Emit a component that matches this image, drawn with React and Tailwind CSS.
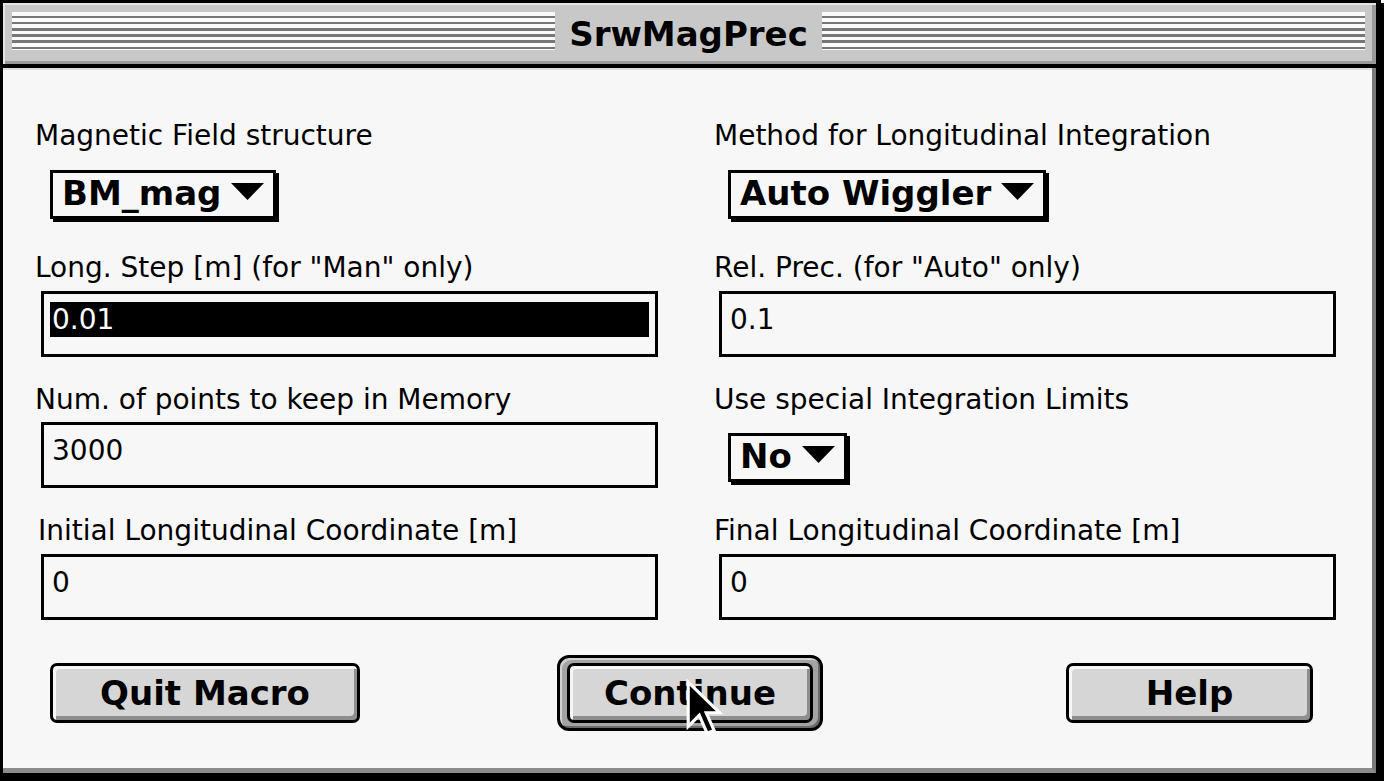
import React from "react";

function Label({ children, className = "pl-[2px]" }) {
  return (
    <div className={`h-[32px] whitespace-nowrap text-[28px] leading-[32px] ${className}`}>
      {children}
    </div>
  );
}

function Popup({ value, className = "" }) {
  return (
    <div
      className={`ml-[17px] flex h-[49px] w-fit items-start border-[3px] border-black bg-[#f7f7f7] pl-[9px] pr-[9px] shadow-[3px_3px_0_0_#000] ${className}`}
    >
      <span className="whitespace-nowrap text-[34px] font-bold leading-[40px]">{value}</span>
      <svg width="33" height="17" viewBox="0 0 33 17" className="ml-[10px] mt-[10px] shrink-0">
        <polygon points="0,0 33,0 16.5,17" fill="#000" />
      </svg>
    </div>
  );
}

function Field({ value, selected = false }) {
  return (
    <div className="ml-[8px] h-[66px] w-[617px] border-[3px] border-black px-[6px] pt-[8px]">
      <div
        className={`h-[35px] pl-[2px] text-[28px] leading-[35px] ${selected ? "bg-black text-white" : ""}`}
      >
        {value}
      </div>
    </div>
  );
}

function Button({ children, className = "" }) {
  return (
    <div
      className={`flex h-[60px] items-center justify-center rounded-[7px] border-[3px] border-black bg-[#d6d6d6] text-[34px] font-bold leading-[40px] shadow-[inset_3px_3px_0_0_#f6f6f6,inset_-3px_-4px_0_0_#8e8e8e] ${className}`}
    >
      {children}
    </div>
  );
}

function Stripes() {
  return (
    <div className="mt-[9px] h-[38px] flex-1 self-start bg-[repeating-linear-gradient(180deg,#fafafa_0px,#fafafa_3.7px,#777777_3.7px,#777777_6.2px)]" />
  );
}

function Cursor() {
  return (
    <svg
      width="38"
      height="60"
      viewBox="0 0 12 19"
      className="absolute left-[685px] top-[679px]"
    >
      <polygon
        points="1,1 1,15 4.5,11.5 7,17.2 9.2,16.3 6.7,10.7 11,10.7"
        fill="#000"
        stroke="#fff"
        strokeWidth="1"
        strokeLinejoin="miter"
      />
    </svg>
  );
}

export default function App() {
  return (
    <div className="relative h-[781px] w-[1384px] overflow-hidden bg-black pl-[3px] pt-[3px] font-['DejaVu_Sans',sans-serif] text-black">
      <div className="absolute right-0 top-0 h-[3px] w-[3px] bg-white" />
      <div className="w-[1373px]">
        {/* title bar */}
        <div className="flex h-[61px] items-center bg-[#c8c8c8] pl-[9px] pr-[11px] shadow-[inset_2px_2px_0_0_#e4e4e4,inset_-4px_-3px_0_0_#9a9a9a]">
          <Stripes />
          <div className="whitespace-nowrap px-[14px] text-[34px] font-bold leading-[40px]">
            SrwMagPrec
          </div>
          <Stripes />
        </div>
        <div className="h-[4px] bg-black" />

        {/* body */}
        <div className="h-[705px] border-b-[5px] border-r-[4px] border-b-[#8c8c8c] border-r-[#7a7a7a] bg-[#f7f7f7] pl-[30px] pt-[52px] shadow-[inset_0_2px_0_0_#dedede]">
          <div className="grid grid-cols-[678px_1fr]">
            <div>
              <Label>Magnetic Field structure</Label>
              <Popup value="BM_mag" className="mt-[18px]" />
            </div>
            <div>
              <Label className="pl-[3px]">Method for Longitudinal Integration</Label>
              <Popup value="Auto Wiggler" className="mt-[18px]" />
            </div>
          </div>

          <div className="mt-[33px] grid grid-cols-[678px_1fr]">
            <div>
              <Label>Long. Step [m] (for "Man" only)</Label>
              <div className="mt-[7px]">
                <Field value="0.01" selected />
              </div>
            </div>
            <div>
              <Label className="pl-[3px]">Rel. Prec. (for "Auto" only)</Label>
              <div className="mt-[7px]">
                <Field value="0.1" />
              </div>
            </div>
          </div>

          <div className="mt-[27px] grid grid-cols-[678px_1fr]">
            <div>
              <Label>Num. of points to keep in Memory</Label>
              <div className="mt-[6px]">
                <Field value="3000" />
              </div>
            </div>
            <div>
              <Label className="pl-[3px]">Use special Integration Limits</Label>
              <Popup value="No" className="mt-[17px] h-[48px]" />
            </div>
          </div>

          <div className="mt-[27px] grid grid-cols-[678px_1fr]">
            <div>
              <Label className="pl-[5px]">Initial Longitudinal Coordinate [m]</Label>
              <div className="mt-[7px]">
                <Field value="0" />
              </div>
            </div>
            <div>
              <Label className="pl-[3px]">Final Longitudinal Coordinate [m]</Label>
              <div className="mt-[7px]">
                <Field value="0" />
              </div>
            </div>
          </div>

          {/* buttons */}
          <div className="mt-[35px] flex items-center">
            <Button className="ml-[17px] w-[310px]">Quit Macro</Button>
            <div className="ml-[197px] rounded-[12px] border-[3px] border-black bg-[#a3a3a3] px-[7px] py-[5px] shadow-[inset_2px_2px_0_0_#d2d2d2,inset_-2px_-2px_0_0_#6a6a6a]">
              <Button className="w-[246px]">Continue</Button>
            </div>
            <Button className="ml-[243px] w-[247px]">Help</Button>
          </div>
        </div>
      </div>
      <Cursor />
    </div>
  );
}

#### Task:
Gather all lines where the word "React" appears.

#### Task solution:
Emit a component that matches this image, drawn with React and Tailwind CSS.
import React from "react";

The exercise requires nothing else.